Semua kreasi dan inovasi dipacu dan terus digenjot atas nama ekonomi.
Padahal tidak semua barang atau jasa yang diproduksi tersebut penting untuk
diciptakan bagi kepentingan manusia. Sebagian dari barang yang diproduksi itu
pada hakekatnya suatu bentuk kemubaziran karena sebenarnya tidak perlu
diproduksi atau sebenarnya ada barang lain yang menempati ranking lebih penting
harus terlebih dahulu diproduksi. Hal ini mengakibatkan sistem perekonomian
menjadi tidak dapat dikendalikan (unmanageable).
Dalam perspektif ekonomi Islam, manusia diinjeksi dengan norma moral Islam
sehingga nafsu untuk memenuhi keinginannya tidak selalu dipenuhi.
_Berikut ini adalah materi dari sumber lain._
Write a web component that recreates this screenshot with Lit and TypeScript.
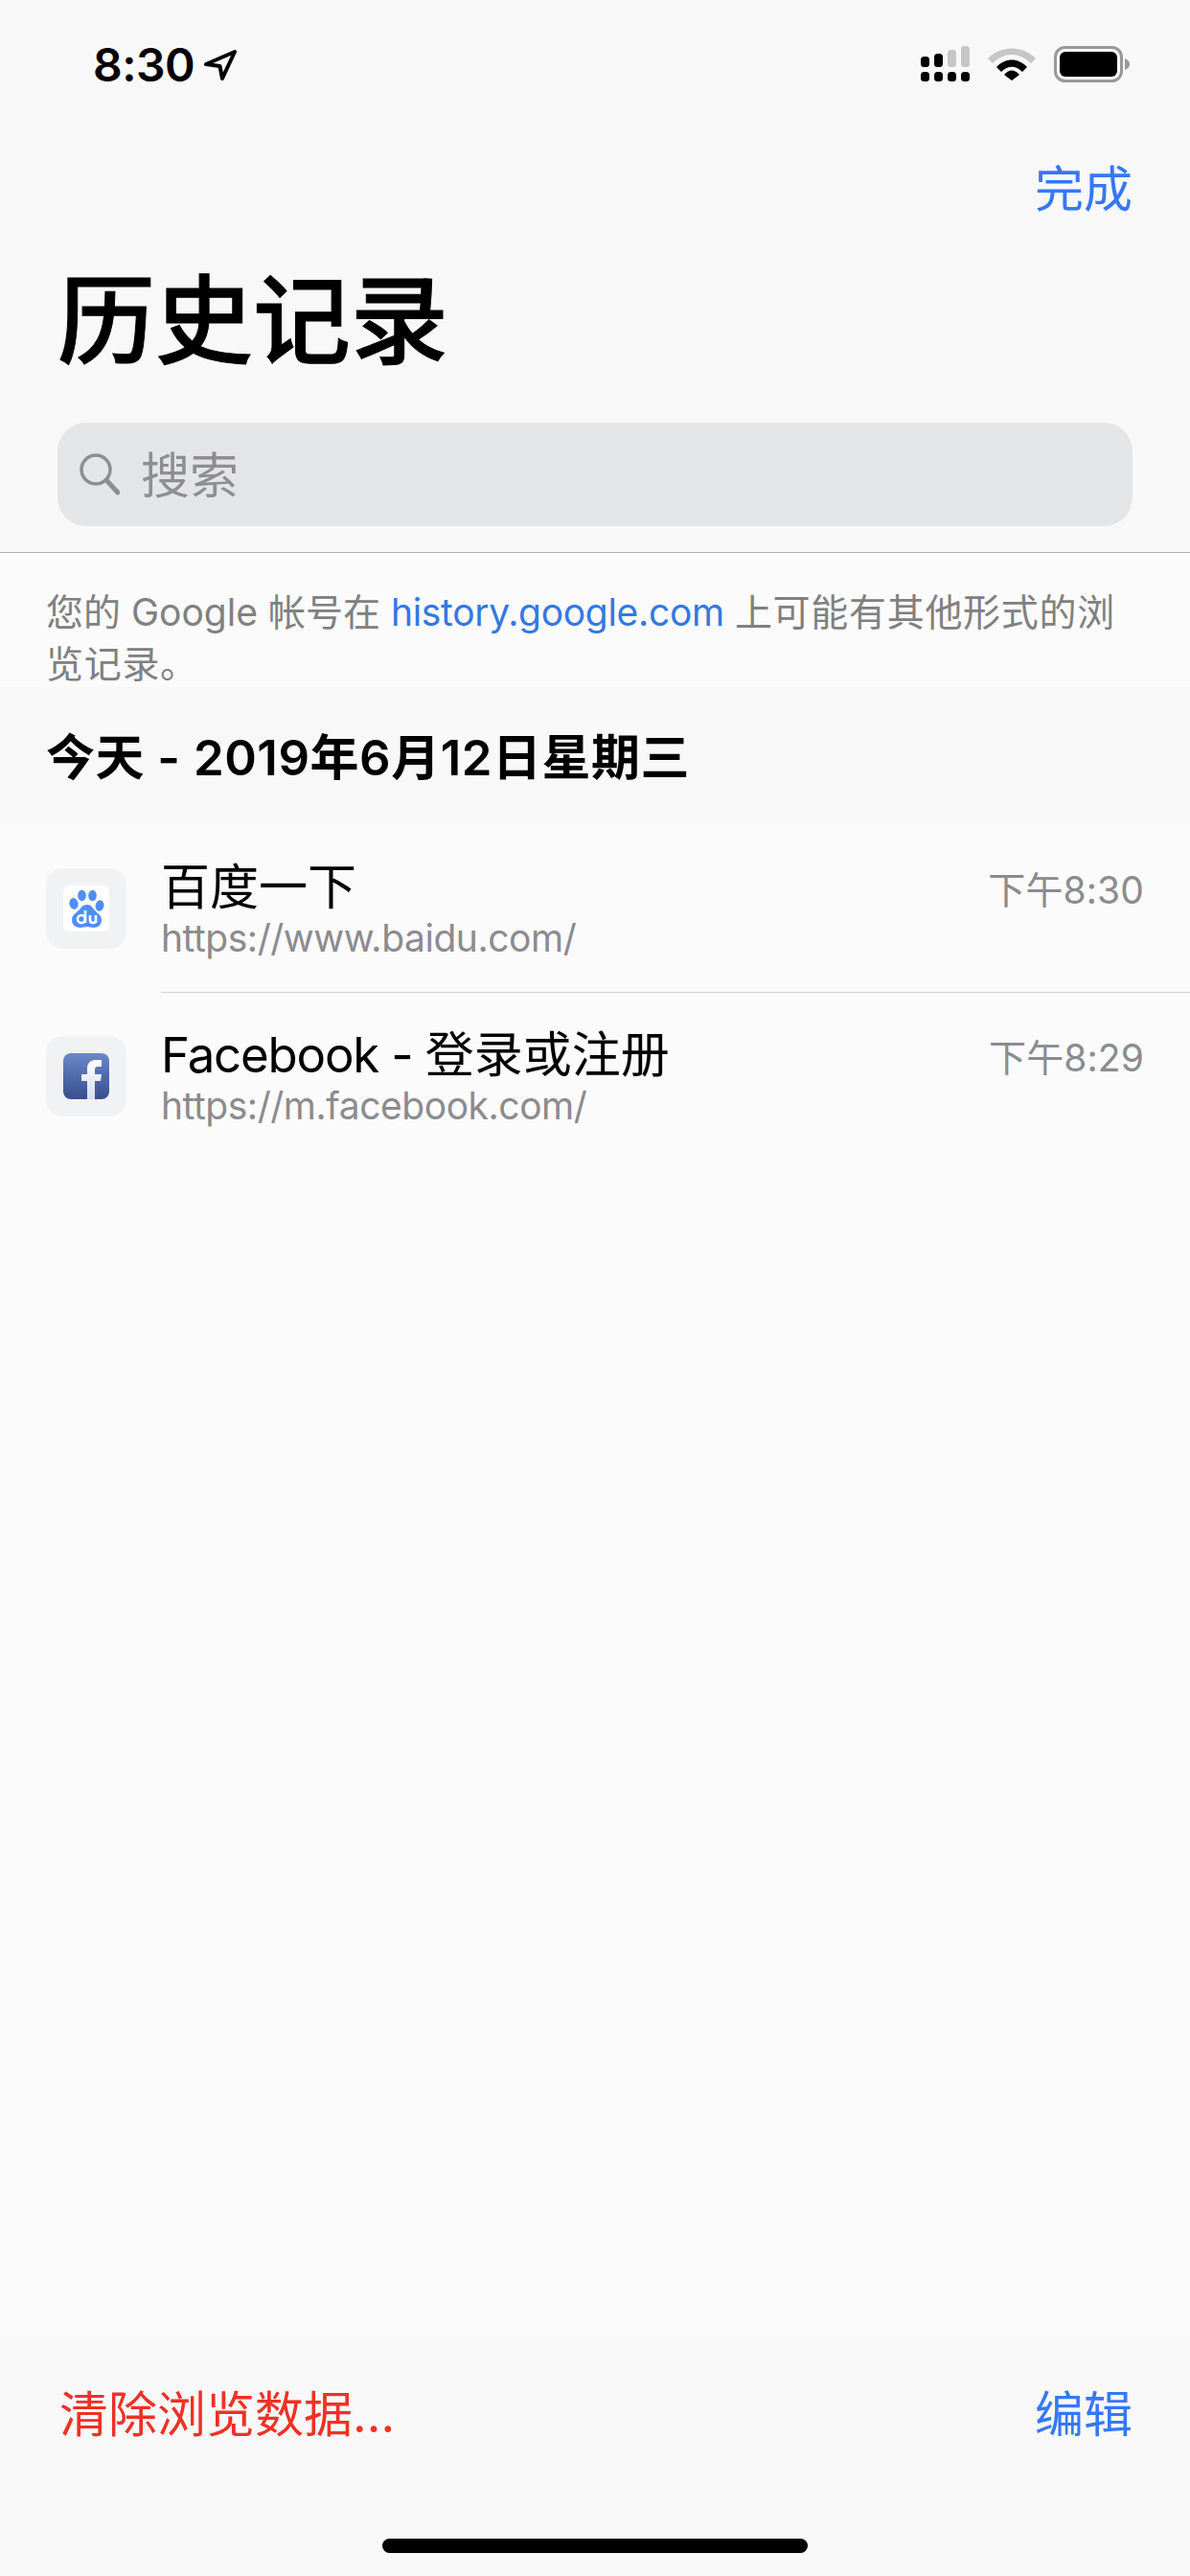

Demikian juga
cara untuk memenuhi keinginan tersebut senantiasa dikaitkan dengan norma moral
Islam yang sellau menemaninya ke mana saja dan di mana saja. Karena itu, semua
barang dan jasa yang diproduksi dan ditawarkan ke pasar mencerminkan kebutuhan
riil dan sesuai dengan tujuan syariah itu sendiri (maqoshidu syariah). Dalam
perspektif ini tidak dimungkinkan produksi barang yang tidak berguna secara
syar’i.
Kedua, rasionalitas. Asumsi kedua ini merupakan turunan dari asumsi yang
pertama. Jika ilmu ekonomi konvensional melihat bahwa manusia adalah economic
man yang selalu didorong untuk melampiaskan keinginannya dengan cara apapun,
maka asumsi rasionalitas merupakan ruhnya yang mengilhami seluruh usahanya
dalam rangka memenuhi keinginannya tersebut. Selama manusia menguras tenaga dan
pikirannya untuk memenuhi keinginannya dengan cara apapun, ia adalah makhluk
rasional. Ketika produsen berusaha memaksimalkan keuntungan an sich, dengan
mengabaikan tanggung jawab sosial, ia adalah makhluk rasional dan tidak perlu
dikhawatirkan. Begitu juga dengan konsumen yang ingin memaksimalkan nilai guna
(utility) ketika membeli suatu produk, maka ia berjalan pada jalur rasionalitas
dan hal itu secara ekonomi adalah baik.
Dalam perspektif ekonomi Islam, asumsi ini tetap menjadi acuan tetapi
dengan beberapa catatan dan tambahan. Adanya injeksi norma moral Islam akan
menjadi pelita bagi tiap-tiap agen ekonomi untuk bertindak rasional tetapi
dalam kerangka nilai-nilai Islam. Gaya hidup sederhana, tidak berlebih-lebihan
dalam memproduksi dan mengkonsumsi serta selalu memperhatikan batas halal dan haram
merupakan rambu-rambu yang akan memberikan teguran kepada Islamic man. Ketiga,
netral terhadap nilai (value neutral). Asumsi ini merupakan bagian yang tak
terpisahkan dari disiplin ilmu ekonomi konvensional yang dipandang sebagai
disiplin positif. Tugas dari suatu disiplin yang positif adalah menggambarkan
realitas atau suatu fenomena secara objektif tanpa ada unsur campur tangan dari
pengamat. Di awal-awal perkembangan ilmu ekonomi menjadi suatu disiplin ilmiah,
banyak pakarnya yang cenderung menjadikannya sebagai suatu ilmu positif dan
eksak layaknya fisika atau kimia.
Sekalipun hingga sekarang terbukti bahwa ilmu ekonomi konvensional tidak
selalu positif, tetapi buku-buku teks masih selalu alergi jika dikaitkan dengan
moral terutama yang berasal dari nilai-nilai keagamaan. Gejala ini disebabkan
karena sekulerisme dalam ilmu pengetahun telah mencapai akar-akarnya sehingga
buah yang muncul dari ilmu pengetahun itu sudah terkena racun sekulerisme.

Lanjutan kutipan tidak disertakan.